By Edward Wrong, ABC News London
As the armed conflict between Russia and Georgia over the breakaway regions of South Ossetia and Abkhazia escalates, Georgia is being forced to defend not only its borders but also its Web sites.
According to widespread reports, a number of Georgian government servers were hijacked last Thursday, just before Russia’s military intervention in the region, defacing several government Web sites and forcing others offline.
The most immediate damage was the closure of the central government site and the official Web site of Mikhail Saakashvili, the Georgian president; the takedown of the home page of the Ministry of Defense; and the defacement of the Ministry of Foreign Affairs site, which was replaced with images of Georgia's president as a Nazi, reports the Washington Post.
In a statement released on a temporary Web site hosted by Google, the Ministry of Foreign Affairs said: "A cyber-warfare campaign by Russia is seriously disrupting many Georgian Web sites, including that of the Ministry of Foreign Affairs."”
The barrage mirrors similar attacks on Estonian government sites last April -- which occurred after the widely publicized removal of a Soviet war memorial in the Estonian capital of Tallinn -- in which government, political, financial and media institutions were targeted.
Now as then, security experts are pointing fingers at the infamous hacker syndicate known as RBN, or the Russian Business Network.
Long believed to be closely tied to elite elements in the Kremlin and the Russian Mafia, the RBN is believed to have been directly involved in or to have facilitated crimes ranging from child pornography and corporate blackmail to spam and identity theft, with revenues of upwards of nine figures, reports the Times of London. The RBN’s unscrupulousness earned it the moniker of “the baddest of the bad” from VeriSign, one of the world’s largest internet security companies.

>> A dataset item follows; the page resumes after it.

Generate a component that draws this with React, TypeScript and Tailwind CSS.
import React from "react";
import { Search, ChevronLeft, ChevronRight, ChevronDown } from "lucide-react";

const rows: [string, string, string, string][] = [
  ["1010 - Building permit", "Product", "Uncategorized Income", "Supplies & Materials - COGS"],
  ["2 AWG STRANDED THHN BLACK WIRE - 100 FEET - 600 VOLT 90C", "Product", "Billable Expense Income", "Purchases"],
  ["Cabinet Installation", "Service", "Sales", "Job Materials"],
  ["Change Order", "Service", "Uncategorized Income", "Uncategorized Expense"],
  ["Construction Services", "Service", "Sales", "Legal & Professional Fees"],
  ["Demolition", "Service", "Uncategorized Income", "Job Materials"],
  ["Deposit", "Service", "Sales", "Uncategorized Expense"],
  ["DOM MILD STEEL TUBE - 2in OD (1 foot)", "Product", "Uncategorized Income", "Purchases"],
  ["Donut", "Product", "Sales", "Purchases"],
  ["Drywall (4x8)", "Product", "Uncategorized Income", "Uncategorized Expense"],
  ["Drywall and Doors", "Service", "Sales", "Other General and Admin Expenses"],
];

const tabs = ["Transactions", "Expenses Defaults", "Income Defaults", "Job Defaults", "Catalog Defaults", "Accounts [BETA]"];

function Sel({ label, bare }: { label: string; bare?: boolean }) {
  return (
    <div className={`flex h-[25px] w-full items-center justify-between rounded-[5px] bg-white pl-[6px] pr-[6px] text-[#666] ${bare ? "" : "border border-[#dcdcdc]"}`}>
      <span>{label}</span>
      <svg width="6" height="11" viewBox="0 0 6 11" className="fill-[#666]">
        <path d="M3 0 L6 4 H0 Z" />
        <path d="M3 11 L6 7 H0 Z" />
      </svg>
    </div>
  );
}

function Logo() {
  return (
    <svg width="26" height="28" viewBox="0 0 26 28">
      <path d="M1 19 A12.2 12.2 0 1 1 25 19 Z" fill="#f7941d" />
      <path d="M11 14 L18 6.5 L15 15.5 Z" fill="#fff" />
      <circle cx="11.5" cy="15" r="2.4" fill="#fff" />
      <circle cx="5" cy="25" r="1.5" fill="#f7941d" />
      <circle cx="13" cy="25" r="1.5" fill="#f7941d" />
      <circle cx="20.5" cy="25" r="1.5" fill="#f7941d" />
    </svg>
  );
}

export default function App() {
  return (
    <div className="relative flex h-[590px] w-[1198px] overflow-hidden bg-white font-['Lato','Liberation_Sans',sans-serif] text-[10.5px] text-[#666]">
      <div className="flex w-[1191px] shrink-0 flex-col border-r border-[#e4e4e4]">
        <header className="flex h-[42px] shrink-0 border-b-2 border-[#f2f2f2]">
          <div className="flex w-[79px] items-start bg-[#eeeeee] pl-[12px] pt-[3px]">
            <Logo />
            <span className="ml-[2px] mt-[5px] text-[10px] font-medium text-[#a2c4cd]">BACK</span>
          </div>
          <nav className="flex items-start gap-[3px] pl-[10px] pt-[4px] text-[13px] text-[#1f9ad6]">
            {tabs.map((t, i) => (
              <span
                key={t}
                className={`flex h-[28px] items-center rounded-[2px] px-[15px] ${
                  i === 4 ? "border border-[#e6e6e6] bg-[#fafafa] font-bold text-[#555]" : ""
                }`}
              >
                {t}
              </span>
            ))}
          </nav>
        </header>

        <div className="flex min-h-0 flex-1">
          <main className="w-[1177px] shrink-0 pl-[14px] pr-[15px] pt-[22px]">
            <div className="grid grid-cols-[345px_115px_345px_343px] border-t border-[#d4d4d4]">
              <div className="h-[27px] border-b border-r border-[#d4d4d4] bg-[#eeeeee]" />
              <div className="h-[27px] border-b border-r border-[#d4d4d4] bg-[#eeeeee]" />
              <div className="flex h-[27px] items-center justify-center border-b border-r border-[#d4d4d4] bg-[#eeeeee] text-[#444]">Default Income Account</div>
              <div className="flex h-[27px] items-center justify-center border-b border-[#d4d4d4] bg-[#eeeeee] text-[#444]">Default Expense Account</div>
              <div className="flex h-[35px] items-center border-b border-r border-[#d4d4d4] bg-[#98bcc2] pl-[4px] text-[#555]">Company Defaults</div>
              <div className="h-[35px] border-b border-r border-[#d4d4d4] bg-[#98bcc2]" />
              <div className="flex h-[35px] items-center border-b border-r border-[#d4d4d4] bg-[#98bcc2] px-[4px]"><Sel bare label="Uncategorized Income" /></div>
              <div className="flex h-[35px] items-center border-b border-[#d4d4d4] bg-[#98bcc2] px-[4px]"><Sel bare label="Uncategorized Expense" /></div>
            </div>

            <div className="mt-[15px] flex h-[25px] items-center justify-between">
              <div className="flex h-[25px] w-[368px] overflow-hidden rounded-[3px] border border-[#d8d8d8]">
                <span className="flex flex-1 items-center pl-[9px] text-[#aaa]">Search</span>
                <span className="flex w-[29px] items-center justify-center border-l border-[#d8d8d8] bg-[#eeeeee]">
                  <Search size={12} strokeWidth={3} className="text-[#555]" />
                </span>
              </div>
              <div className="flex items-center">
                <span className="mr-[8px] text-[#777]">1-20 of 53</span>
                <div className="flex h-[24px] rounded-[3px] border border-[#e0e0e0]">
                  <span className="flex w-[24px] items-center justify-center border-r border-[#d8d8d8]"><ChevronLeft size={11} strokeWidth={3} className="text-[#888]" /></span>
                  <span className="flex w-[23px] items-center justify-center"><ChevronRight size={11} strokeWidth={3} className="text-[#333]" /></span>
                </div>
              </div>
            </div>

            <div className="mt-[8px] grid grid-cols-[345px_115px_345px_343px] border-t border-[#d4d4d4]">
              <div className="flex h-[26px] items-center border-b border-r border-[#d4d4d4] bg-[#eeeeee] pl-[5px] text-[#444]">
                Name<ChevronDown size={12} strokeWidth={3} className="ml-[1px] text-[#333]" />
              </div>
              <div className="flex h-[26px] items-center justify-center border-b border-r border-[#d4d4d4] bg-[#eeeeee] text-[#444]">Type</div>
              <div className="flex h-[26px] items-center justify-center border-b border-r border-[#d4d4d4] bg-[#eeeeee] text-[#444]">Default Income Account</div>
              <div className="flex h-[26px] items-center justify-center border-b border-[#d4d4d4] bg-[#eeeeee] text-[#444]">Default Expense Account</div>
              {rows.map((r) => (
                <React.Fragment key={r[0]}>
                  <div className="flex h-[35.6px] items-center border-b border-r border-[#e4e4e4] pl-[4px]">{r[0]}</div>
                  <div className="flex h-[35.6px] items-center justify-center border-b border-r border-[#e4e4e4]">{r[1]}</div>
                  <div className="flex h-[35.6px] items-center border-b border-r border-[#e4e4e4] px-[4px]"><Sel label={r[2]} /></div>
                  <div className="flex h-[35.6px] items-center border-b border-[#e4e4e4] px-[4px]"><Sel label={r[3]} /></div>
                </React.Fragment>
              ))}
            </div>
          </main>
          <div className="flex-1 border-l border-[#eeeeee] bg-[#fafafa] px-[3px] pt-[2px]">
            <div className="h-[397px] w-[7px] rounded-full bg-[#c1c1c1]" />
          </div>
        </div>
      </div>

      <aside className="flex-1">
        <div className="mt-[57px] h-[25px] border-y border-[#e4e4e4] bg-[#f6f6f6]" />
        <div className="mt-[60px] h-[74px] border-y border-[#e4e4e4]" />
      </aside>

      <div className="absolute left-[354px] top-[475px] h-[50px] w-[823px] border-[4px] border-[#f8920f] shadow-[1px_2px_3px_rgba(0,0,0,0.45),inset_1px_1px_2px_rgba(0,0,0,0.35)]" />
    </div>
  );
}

Internet security expert Jart Armin, who runs a blog monitoring RBN activity, has published data on his site claiming that visitors to the Georgian sites had been re-routed through servers in Russia and Turkey that Armin said “are well known to be under the control of RBN and influenced by the Russian government,” according to the British newspaper The Telegraph.
Armin also told the Telegraph that German administrators had intervened over the weekend, temporarily making the Georgian sites available through servers run by Deutsche Telekom. However, hours later the sites had once again been hijacked, this time to servers based in Moscow.
The attacks last year in Estonia triggered the creation of the NATO Cyber Defence Centre in Tallinn. According to the Baltic News Service, two specialists in information security from the Estonian Computer Emergency Response Team have already been sent this afternoon to Tblisi, Georgia.
Most recently, the web site of the president of Georgia, was moved to a U.S. hosting facility, reports the AP -- just after Polish President Lech Kaczynski, gave space on his official English-language Web site to President Saakashvili, after a request from Georgia. Kaczynski states on his site that "the Russian Federation is blocking Georgian Internet portals.